Дверные петли издавали агонизирующий скрип, от которого у Джека зубы сводило.
В большой стеклянной кабинке с табличкой «Регистратура» сидели три женщины в серой униформе. Перед каждым окошком стояла короткая очередь. На дальней двери висела табличка «Санитар-диагност». Ряды молчащих людей сидели, ждали и слушали конфиденциальную информацию, которая разносилась по селектору, соединявшему регистратуру с приемным покоем.
Выжидая случая попросить тележку, Джек разбирал каракули на белой доске, накорябанные чем-то вроде черного мелка.
Добро пожаловать в отделение травматологии.
Время ожидания:
Дети — 2 часа.
Мелкие травмы — 2 часа.
Серьезные травмы — 2 часа.
Джек почувствовал себя оскорбленным — не самим объявлением, хотя оно и вселяло тревогу, а тем, как оно написано. Никто не ожидает, что больница наймет каллиграфа, хотя и ему тут работы наверняка хватило бы, но все-таки, если объявлениям уделять чуть больше времени и внимания, это убедило бы пациентов и сопровождающих, что и во всей больнице такой же высокий уровень обслуживания.
Полная женщина у окошка называла свое имя и дату рождения: «Эмили Фарнэм, четвертого — пятого — пятьдесят третьего». То и дело как привидение выл селектор, и люди в приемном покое затыкали уши, спасаясь от шума.
— Я с лошади упала… Надо было отпустить поводья, но… Кажется, лодыжка сломана…
— Присядьте, санитар-диагност примет вас, как только освободится.
Эмили оглянулась в поисках стула и запрыгала к нему на одной ноге — ей никто не помог.
Перед Джеком стоял мужчина с поднятой рукой.

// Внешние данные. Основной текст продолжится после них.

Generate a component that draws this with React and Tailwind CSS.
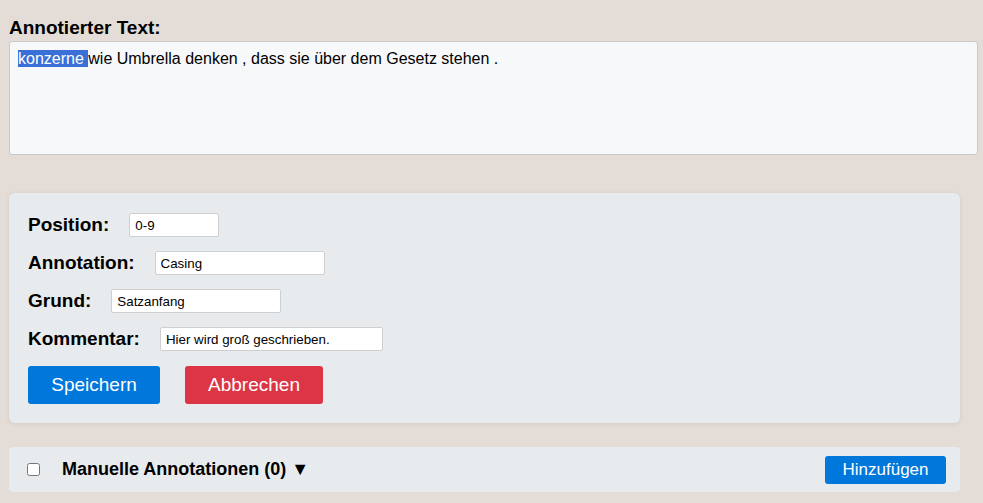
import React from "react";

const FIELDS = [
  { label: "Position:", value: "0-9", width: "w-[90px]" },
  { label: "Annotation:", value: "Casing", width: "w-[170px]" },
  { label: "Grund:", value: "Satzanfang", width: "w-[170px]" },
  { label: "Kommentar:", value: "Hier wird groß geschrieben.", width: "w-[223px]" },
];

export default function App() {
  return (
    <div className="min-h-[503px] w-full bg-[#e4dcd6] pl-[9px] pt-[17px] font-['Liberation_Sans',Arial,sans-serif] text-black">
      <h2 className="text-[19px] font-bold leading-[22px]">Annotierter Text:</h2>
      <div className="mt-[2px] h-[114px] w-[969px] rounded-[3px] border border-[#c9c9c9] bg-[#f7f8fa] px-2 pt-[8px] text-[16px] leading-[18px]">
        <span className="bg-[#3a6fd8] text-white">konzerne </span> wie Umbrella denken , dass sie über dem Gesetz stehen .
      </div>

      <div className="mt-[38px] w-[951px] rounded-[6px] bg-[#e8ebee] px-[19px] pb-[19px] pt-[20px] shadow-[0_1px_5px_rgba(0,0,0,0.08)]">
        <div className="flex flex-col gap-[14px]">
          {FIELDS.map((f) => (
            <div key={f.label} className="flex h-[24px] items-center">
              <label className="mr-[20px] text-[19px] font-bold">{f.label}</label>
              <input
                readOnly
                value={f.value}
                className={`${f.width} h-[24px] rounded-[2px] border border-[#cfcfcf] bg-white px-[5px] text-[13.33px] outline-none`}
              />
            </div>
          ))}
        </div>
        <div className="mt-[15px] flex gap-[25px]">
          <button className="h-[38px] w-[132px] rounded-[3px] bg-[#0077db] text-[19px] text-white">
            Speichern
          </button>
          <button className="h-[38px] w-[138px] rounded-[3px] bg-[#dc3545] text-[19px] text-white">
            Abbrechen
          </button>
        </div>
      </div>

      <div className="mt-[24px] flex h-[45px] w-[951px] items-center rounded-[4px] bg-[#e8ebee] pl-[18px] pr-[14px]">
        <input type="checkbox" className="h-[13px] w-[13px]" />
        <span className="ml-[22px] text-[18px] font-bold">Manuelle Annotationen (0) ▼</span>
        <button className="ml-auto h-[28px] w-[121px] rounded-[3px] bg-[#0077db] text-[17px] text-white">
          Hinzufügen
        </button>
      </div>
    </div>
  );
}
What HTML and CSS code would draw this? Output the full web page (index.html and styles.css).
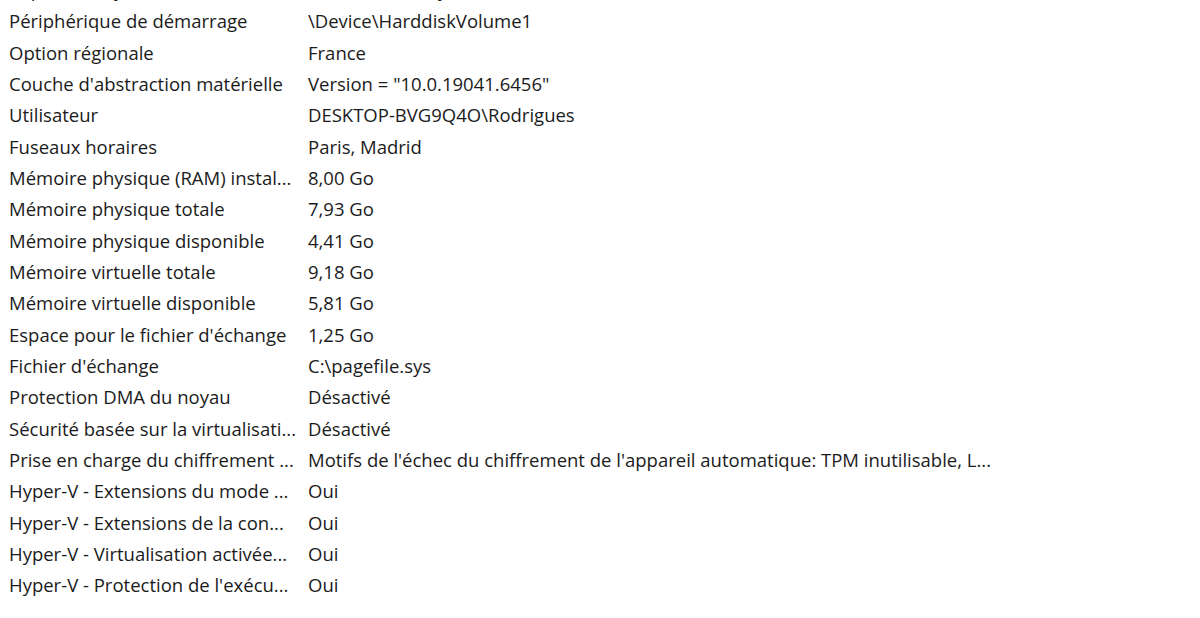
FILE: index.html
```html
<!DOCTYPE html>
<html lang="fr">
<head>
<meta charset="utf-8">
<title>Informations système</title>
<link rel="stylesheet" href="styles.css">
</head>
<body>
<div class="list">
  <div class="row"><span class="k">Répertoire système</span><span class="v">C:\WINDOWS\system32</span></div>
  <div class="row"><span class="k">Périphérique de démarrage</span><span class="v">\Device\HarddiskVolume1</span></div>
  <div class="row"><span class="k">Option régionale</span><span class="v">France</span></div>
  <div class="row"><span class="k">Couche d'abstraction matérielle</span><span class="v">Version = "10.0.19041.6456"</span></div>
  <div class="row"><span class="k">Utilisateur</span><span class="v">DESKTOP-BVG9Q4O\Rodrigues</span></div>
  <div class="row"><span class="k">Fuseaux horaires</span><span class="v">Paris, Madrid</span></div>
  <div class="row"><span class="k">Mémoire physique (RAM) instal...</span><span class="v">8,00 Go</span></div>
  <div class="row"><span class="k">Mémoire physique totale</span><span class="v">7,93 Go</span></div>
  <div class="row"><span class="k">Mémoire physique disponible</span><span class="v">4,41 Go</span></div>
  <div class="row"><span class="k">Mémoire virtuelle totale</span><span class="v">9,18 Go</span></div>
  <div class="row"><span class="k">Mémoire virtuelle disponible</span><span class="v">5,81 Go</span></div>
  <div class="row"><span class="k">Espace pour le fichier d'échange</span><span class="v">1,25 Go</span></div>
  <div class="row"><span class="k">Fichier d'échange</span><span class="v">C:\pagefile.sys</span></div>
  <div class="row"><span class="k">Protection DMA du noyau</span><span class="v">Désactivé</span></div>
  <div class="row"><span class="k">Sécurité basée sur la virtualisati...</span><span class="v">Désactivé</span></div>
  <div class="row"><span class="k">Prise en charge du chiffrement ...</span><span class="v">Motifs de l'échec du chiffrement de l'appareil automatique: TPM inutilisable, L...</span></div>
  <div class="row"><span class="k">Hyper-V - Extensions du mode ...</span><span class="v">Oui</span></div>
  <div class="row"><span class="k">Hyper-V - Extensions de la con...</span><span class="v">Oui</span></div>
  <div class="row"><span class="k">Hyper-V - Virtualisation activée...</span><span class="v">Oui</span></div>
  <div class="row"><span class="k">Hyper-V - Protection de l'exécu...</span><span class="v">Oui</span></div>
</div>
</body>
</html>
```

FILE: styles.css
```css
html, body {
  margin: 0;
  padding: 0;
  background: #ffffff;
}
body {
  width: 1200px;
  height: 618px;
  overflow: hidden;
  font-family: "Open Sans", "Noto Sans", sans-serif;
  font-size: 18.5px;
  color: #1b1b1b;
}
.list {
  margin-top: -26px;
  padding-left: 9px;
}
.row {
  display: flex;
  height: 31.33px;
  align-items: center;
  white-space: nowrap;
}
.k {
  width: 299px;
  flex: none;
  overflow: hidden;
}
.v {
  flex: none;
}
```
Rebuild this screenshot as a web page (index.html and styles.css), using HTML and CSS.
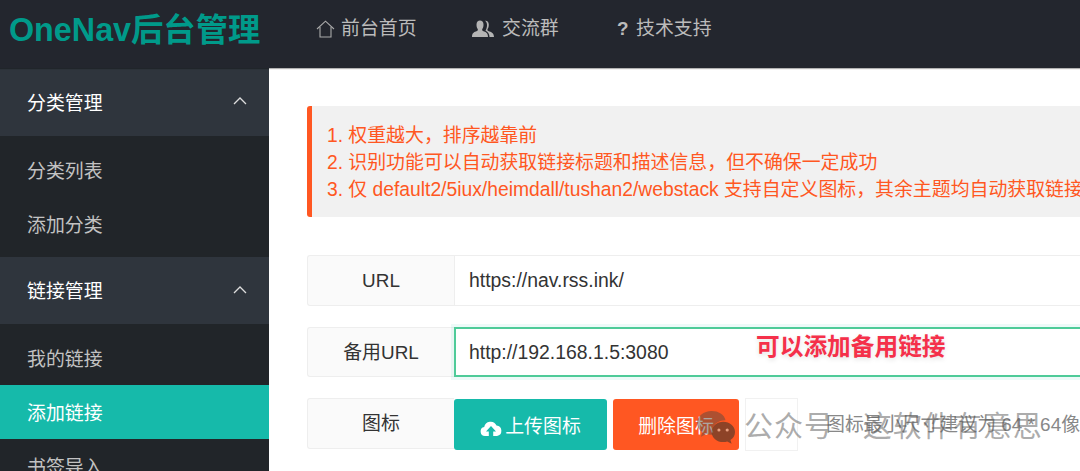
FILE: index.html
```html
<!DOCTYPE html>
<html lang="zh-CN">
<head>
  <meta charset="UTF-8" />
  <title>OneNav后台管理</title>
  <link rel="stylesheet" href="styles.css">
</head>
<body>

  <div class="topbar">
    <div class="logo">OneNav后台管理</div>
    <ul class="top-nav">
      <li class="home">
        <svg class="ico" width="19" height="18" viewBox="0 0 19 18" fill="none" stroke="#aaa" stroke-width="1.1"><path d="M1 9 9.5 1.2 18 9"/><path d="M4 7v10h11V7"/></svg>
        前台首页
      </li>
      <li class="group">
        <svg class="ico" width="23" height="18" viewBox="0 0 23 18" fill="#b4b4b4"><path d="M0 17c0-4 2-5 5-6 1-.5 1-1 .7-2C4.800 8 4.500 6 4.500 4.500 4.500 2 6 .5 8 .5s3.500 1.500 3.500 4c0 1.500-.3 3.500-1.200 4.500-.3 1-.3 1.500.7 2 3 1 5 2 5 6z"/><path d="M13 .8c2-.5 3.800 1 3.800 3.700 0 1.500-.3 3.500-1.200 4.500-.3 1-.3 1.500.7 2 3 1 5.700 2 5.700 6h-4.500c0-3-1.500-5-4-6.300.8-1.200 1.500-3.500 1.500-5.700 0-1.700-.7-3.300-2-4.200z"/></svg>
        交流群
      </li>
      <li class="help">
        <span class="qmark">?</span>
        技术支持
      </li>
    </ul>
  </div>

  <div class="layout">
    <div class="sidebar">
      <div class="side-head first">分类管理 <svg class="chev" width="14" height="8" viewBox="0 0 14 8" fill="none" stroke="#ddd" stroke-width="1.300"><path d="M1 7 7 1l6 6"/></svg></div>
      <ul class="side-list">
        <li>分类列表</li>
        <li>添加分类</li>
      </ul>
      <div class="side-head">链接管理 <svg class="chev" width="14" height="8" viewBox="0 0 14 8" fill="none" stroke="#ddd" stroke-width="1.300"><path d="M1 7 7 1l6 6"/></svg></div>
      <ul class="side-list">
        <li>我的链接</li>
        <li class="active">添加链接</li>
        <li>书签导入</li>
      </ul>
    </div>

    <div class="main">
      <div class="tips">
        <span class="en">1.</span> 权重越大，排序越靠前<br>
        <span class="en">2.</span> 识别功能可以自动获取链接标题和描述信息，但不确保一定成功<br>
        <span class="en">3.</span> 仅 <span class="en">default2/5iux/heimdall/tushan2/webstack</span> 支持自定义图标，其余主题均自动获取链接图标
      </div>

      <div class="form-row">
        <label class="form-label">URL</label>
        <div class="form-input">https://nav.rss.ink/</div>
      </div>

      <div class="form-row">
        <label class="form-label">备用URL</label>
        <div class="form-input focus">http://192.168.1.5:3080</div>
      </div>

      <div class="form-row">
        <label class="form-label">图标</label>
        <button class="btn btn-teal">
          <svg width="22" height="16" viewBox="0 0 22 16" fill="#fff"><path d="M5 16a4.500 4.500 0 0 1-.8-8.900A6.500 6.500 0 0 1 16.500 5.500 5.300 5.300 0 0 1 17 16h-3.800v-4.500h2.800L11 6 6 11.500h2.800V16z"/></svg>上传图标
        </button>
        <button class="btn btn-orange">删除图标</button>
        <div class="preview"></div>
        <span class="hint">图标最小尺寸建议为 64 * 64像素</span>
      </div>
    </div>
  </div>

  <!-- things pasted over the screenshot -->
  <div class="note">可以添加备用链接</div>
  <div class="watermark">
    <svg width="38" height="35" viewBox="0 0 39 34"><path fill="#5c4a40" fill-opacity=".5" d="M15 0C7 0 0 5.500 0 12.500c0 4 2.300 7.300 5.500 9.500L4 26.500l5.500-2.800c1.500.5 3.300.8 5.500.8h1c-.5-1.300-.7-2.500-.7-3.500 0-6.500 6-11.500 14-11.500C28 3.500 22 0 15 0z"/><path fill="#5c3a2a" fill-opacity=".7" d="M39 21.500C39 15.500 33.500 11 27 11s-12 4.500-12 10.500S20.500 32 27 32c1.500 0 2.800-.2 4-.6l4.500 2.400-1.200-4C37.200 28 39 25 39 21.500z"/><circle cx="22.500" cy="19.500" r="1.600" fill="#e8a080"/><circle cx="31" cy="19.500" r="1.600" fill="#e8a080"/></svg>
    <span class="wm-text">公众号 · 这软件有意思</span>
  </div>

</body>
</html>
```

FILE: styles.css
```css
html, body {
  margin: 0;
  padding: 0;
  height: 100%;
  overflow: hidden;
}

body {
  font-family: "Liberation Sans", "Noto Sans CJK SC", sans-serif;
  font-size: 18.9px;
  color: #333;
  background: #fff;
  position: relative;
}

ul {
  list-style: none;
  margin: 0;
  padding: 0;
}

.topbar {
  height: 68px;
  background: #23262e;
  display: flex;
  box-shadow: 0 1px 1px rgba(0, 0, 0, 0.3);
  position: relative;
}

.logo {
  width: 269px;
  padding-left: 9px;
  box-sizing: border-box;
  color: #009a8a;
  font-size: 32.3px;
  font-weight: bold;
  line-height: 60px;
  white-space: nowrap;
}

.top-nav {
  display: flex;
  color: #bbb;
  line-height: 58px;
}

.top-nav li {
  display: flex;
  align-items: center;
  height: 58px;
}

.home {
  margin-left: 47px;
  width: 156px;
}

.home .ico {
  margin-right: 6px;
}

.group {
  width: 145px;
}

.group .ico {
  margin-right: 7px;
}

.qmark {
  font-weight: bold;
  width: 19px;
}

.layout {
  display: flex;
  height: 403px;
  overflow: hidden;
}

.sidebar {
  width: 269px;
  flex: none;
  background: #212529;
}

.side-head {
  height: 67px;
  box-sizing: border-box;
  padding: 0 22px 2px 27px;
  background: #2f353d;
  color: #fff;
  display: flex;
  align-items: center;
  justify-content: space-between;
}

.side-head.first {
  height: 68px;
}

.side-list {
  padding: 7px 0 6px;
  color: #c2c2c2;
}

.side-list li {
  height: 54px;
  line-height: 57px;
  padding-left: 27px;
}

.side-list li.active {
  background: #16baaa;
  color: #fff;
}

.main {
  flex: none;
  width: 1000px;
  padding: 38px 0 0 38px;
  box-sizing: border-box;
}

.tips {
  height: 111px;
  box-sizing: border-box;
  padding: 16px 0 0 15px;
  background: #f1f1f1;
  border-left: 5px solid #ff5722;
  border-radius: 3px;
  color: #ff5722;
  line-height: 27px;
  white-space: nowrap;
  overflow: hidden;
  margin-bottom: 38px;
}

.tips .en {
  font-size: 19.3px;
}

.form-row {
  display: flex;
  height: 50.5px;
  margin-bottom: 21px;
}

.form-label {
  width: 147px;
  box-sizing: border-box;
  border: 1px solid #eee;
  border-right: none;
  border-radius: 3px 0 0 3px;
  background: #fafafa;
  text-align: center;
  line-height: 49px;
}

.form-input {
  flex: 1;
  box-sizing: border-box;
  border: 1px solid #eee;
  padding-left: 14px;
  font-size: 19.4px;
  line-height: 49px;
}

.form-input.focus {
  border: 2px solid #4fcb99;
  padding-left: 13px;
  line-height: 47px;
  box-shadow: 0 0 0 3px rgba(22, 186, 170, 0.08);
}

.btn {
  height: 51px;
  margin-top: 1px;
  border: none;
  border-radius: 3px;
  color: #fff;
  font: inherit;
  line-height: 55px;
  padding: 0;
}

.btn-teal {
  width: 153px;
  background: #16baaa;
}

.btn-teal svg {
  vertical-align: -3px;
  margin-right: 3px;
}

.btn-orange {
  width: 126px;
  margin-left: 6px;
  background: #ff5722;
}

.preview {
  width: 53px;
  height: 53px;
  box-sizing: border-box;
  border: 1px solid #f1f1f1;
  margin-left: 6px;
}

.hint {
  margin-left: 28px;
  color: #888;
  line-height: 54px;
  white-space: nowrap;
}

.note {
  position: absolute;
  left: 756px;
  top: 331px;
  color: #f5304a;
  font-size: 23.7px;
  font-weight: bold;
  line-height: 32px;
  text-shadow: 0 2px 5px rgba(0, 0, 0, 0.12);
}

.watermark {
  position: absolute;
  left: 697px;
  top: 410px;
  display: flex;
  white-space: nowrap;
}

.wm-text {
  margin-left: 9px;
  color: rgba(90, 90, 90, 0.5);
  font-size: 29px;
  letter-spacing: 1px;
  line-height: 34px;
}
```
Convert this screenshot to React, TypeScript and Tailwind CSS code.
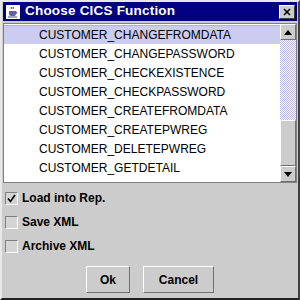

Рука была замотана в белую наволочку, через ткань сочилась кровь. Мужчина находился в шоковом состоянии и силился вспомнить свое имя и дату рождения.
— Есть с вами кто-нибудь? — крикнула регистраторша. Качество связи было ужасное, и вопрос пришлось повторить трижды, прежде чем мужчина понял.
— Жена, она машину паркует.
Джек оглянулся — ведь должен же кто-нибудь подойти и помочь бедолаге? К окошечку протиснулась пожилая женщина.
— У меня в машине отец, он упал и разбил голову. Он хроник, ему восемьдесят, диабетик. Мне его не дотащить.
— Вы что, не видите, я занимаюсь этим пациентом! — рявкнула регистраторша.
— Но ему восемьдесят. У него диабет. Он головой ударился.
— Придется вам самой его вытащить из автомобиля, — отрезала регистраторша.
— Но он большой. Мне его не поднять.
— «Скорую» надо было вызывать. Тут женщина взорвалась:
— Я пять с половиной часов «скорую» ждала! — Она повернулась к мужчине с окровавленной наволочкой: — Я оставила двигатель включенным, а машину припарковала на служебной стоянке.
Тот ответил:
— У меня отрезан конец пальца. Я его принес с собой. Он в пластиковом пакетике у меня в кармане.